The C++ sources of the pCMF package are organised as follows:

• Templates of models for matrix factorization are defined in the model.h file.

• Inheriting from the classes defined in the previous files, Poisson NMF model is defined in the poisson_nmf.h files, and the various Gamma-Poisson factor model defining pCMF are defined in the gap_factor_model.h, zi_gap_factor_model.h, sparse_gap_factor_model.h and zi_sparse_gap_factor_model.h files, depending on which features, being sparsity on the matrix V or zero-inflation (ZI) in the count data matrix, that you want to consider. These files describe update rules for iterative optimization algorithms and computation formulas (for criterion such as deviance, ELBO) that will be used to control the iterative process.

• Optimization algorithms are templated in the algorithm.h file.

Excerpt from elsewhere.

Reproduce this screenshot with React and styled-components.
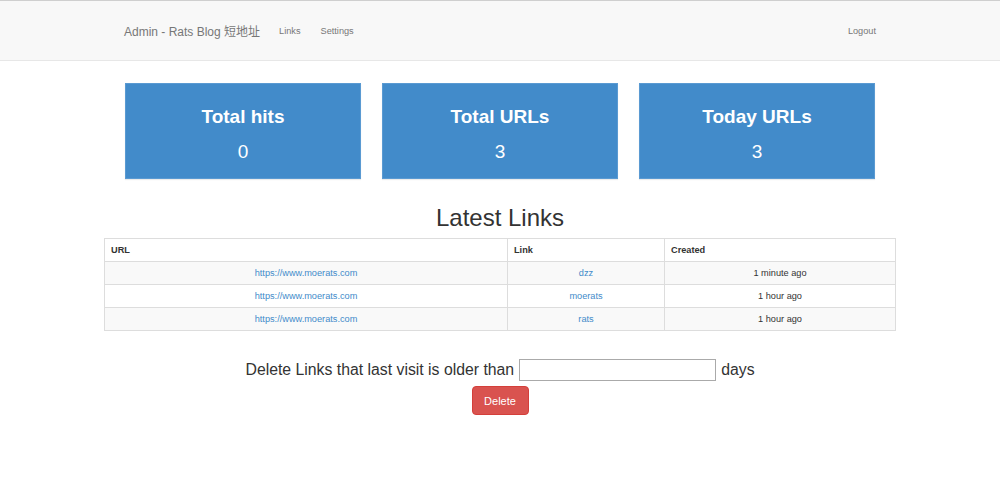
import React from 'react';
import styled, { createGlobalStyle } from 'styled-components';

const GlobalStyle = createGlobalStyle`
  body {
    margin: 0;
    background: #fff;
    color: #333;
    font-family: 'Liberation Sans', Arial, 'Noto Sans CJK SC', sans-serif;
  }
`;

const Navbar = styled.nav`
  background: #f8f8f8;
  border-top: 1px solid #cfcfcf;
  border-bottom: 1px solid #e7e7e7;
`;

const NavInner = styled.div`
  width: 752px;
  height: 59px;
  margin: 0 auto;
  display: flex;
  align-items: center;
`;

const Brand = styled.a`
  font-size: 12px;
  color: #777;
  margin-right: 19px;
  text-decoration: none;
`;

const NavLink = styled.a`
  font-size: 9.2px;
  color: #777;
  text-decoration: none;
  margin-right: ${props => (props.last ? '0' : '20px')};
  margin-left: ${props => (props.right ? 'auto' : '0')};
`;

const Stats = styled.div`
  width: 750px;
  margin: 22px auto 0;
  display: flex;
  gap: 21px;
`;

const StatCard = styled.div`
  flex: 1;
  height: 88px;
  padding-top: 6px;
  background: #428bca;
  border: 1px solid #5a9ad2;
  box-shadow: 0 1px 1px rgba(0, 0, 0, 0.08);
  color: #fff;
  display: flex;
  flex-direction: column;
  align-items: center;
  justify-content: center;
  gap: 13px;
`;

const StatTitle = styled.div`
  font-size: 19px;
  font-weight: bold;
  line-height: 22px;
`;

const StatValue = styled.div`
  font-size: 19px;
  line-height: 22px;
`;

const Heading = styled.h2`
  margin: 25px 0 6px;
  text-align: center;
  font-size: 24px;
  font-weight: normal;
  line-height: 28px;
  color: #333;
`;

const Table = styled.table`
  width: 791px;
  margin: 0 auto;
  table-layout: fixed;
  border-collapse: collapse;
  border: 1px solid #ddd;
  font-size: 9.2px;
`;

const Th = styled.th`
  box-sizing: border-box;
  text-align: left;
  font-weight: bold;
  height: 23px;
  padding: 0 6px;
  border: 1px solid #ddd;
  width: ${props => props.w}px;
`;

const Tr = styled.tr`
  background: ${props => (props.striped ? '#f9f9f9' : '#fff')};
`;

const Td = styled.td`
  box-sizing: border-box;
  text-align: center;
  height: 23px;
  padding: 0 6px;
  border: 1px solid #ddd;
`;

const A = styled.a`
  color: #428bca;
  text-decoration: none;
`;

const DeleteForm = styled.form`
  margin-top: 28px;
  display: flex;
  flex-direction: column;
  align-items: center;
  gap: 5px;
`;

const DeleteLine = styled.div`
  display: flex;
  align-items: center;
  gap: 5px;
  font-size: 15.8px;
  color: #333;
`;

const DaysInput = styled.input`
  width: 193px;
  height: 18px;
  border: 1px solid #aaa;
  padding: 1px;
  margin: 0;
`;

const DeleteButton = styled.button`
  width: 57px;
  height: 29px;
  background: #d9534f;
  border: 1px solid #d43f3a;
  border-radius: 4px;
  color: #fff;
  font-size: 11px;
  font-family: 'Liberation Sans', Arial, sans-serif;
  padding: 0;
`;

const links = [
  { url: 'https://www.moerats.com', link: 'dzz', created: '1 minute ago' },
  { url: 'https://www.moerats.com', link: 'moerats', created: '1 hour ago' },
  { url: 'https://www.moerats.com', link: 'rats', created: '1 hour ago' },
];

export default function App() {
  return (
    <>
      <GlobalStyle />
      <Navbar>
        <NavInner>
          <Brand>Admin - Rats Blog 短地址</Brand>
          <NavLink>Links</NavLink>
          <NavLink last>Settings</NavLink>
          <NavLink right last>Logout</NavLink>
        </NavInner>
      </Navbar>

      <Stats>
        <StatCard>
          <StatTitle>Total hits</StatTitle>
          <StatValue>0</StatValue>
        </StatCard>
        <StatCard>
          <StatTitle>Total URLs</StatTitle>
          <StatValue>3</StatValue>
        </StatCard>
        <StatCard>
          <StatTitle>Today URLs</StatTitle>
          <StatValue>3</StatValue>
        </StatCard>
      </Stats>

      <Heading>Latest Links</Heading>
      <Table>
        <thead>
          <tr>
            <Th w={403}>URL</Th>
            <Th w={157}>Link</Th>
            <Th w={231}>Created</Th>
          </tr>
        </thead>
        <tbody>
          {links.map((row, i) => (
            <Tr key={i} striped={i % 2 === 0}>
              <Td><A href="#">{row.url}</A></Td>
              <Td><A href="#">{row.link}</A></Td>
              <Td>{row.created}</Td>
            </Tr>
          ))}
        </tbody>
      </Table>

      <DeleteForm onSubmit={e => e.preventDefault()}>
        <DeleteLine>
          Delete Links that last visit is older than
          <DaysInput type="text" />
          days
        </DeleteLine>
        <DeleteButton type="submit">Delete</DeleteButton>
      </DeleteForm>
    </>
  );
}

Then simple iterative algorithm and variational EM algorithm are respectively defined in the algorithm_simple_factor.h and algorithm_variational_EM.h files.

• Wrapper for functions (that will be exposed to R) are templated in the wrapper_matrix_factor.h, wrapper_gap_factor.h and wrapper_sparse_gap_factor.h files.

• Wrapper functions that are actually exported and callable from R are defined in the run_gap_factor.h, run_zi_gap_factor.h, run_sparse_gap_factor.h, run_zi_sparse_gap_factor.h and run_poisson_nmf.h files, respectively for standard Gamma-Poisson factor model, Gamma-Poisson factor model with zero-inflation, Gamma-Poisson factor model with sparsity, Gamma-Poisson factor model with zero-inflation and sparsity, Poisson NMF.

• All C++ unit tests are defined in ./pkg/src/test_XXX.cpp files where XXX is self-explanotory.

• The subdirectory utils contains files defining utility functions (for computation over matrices, computation of likelihood, etc.).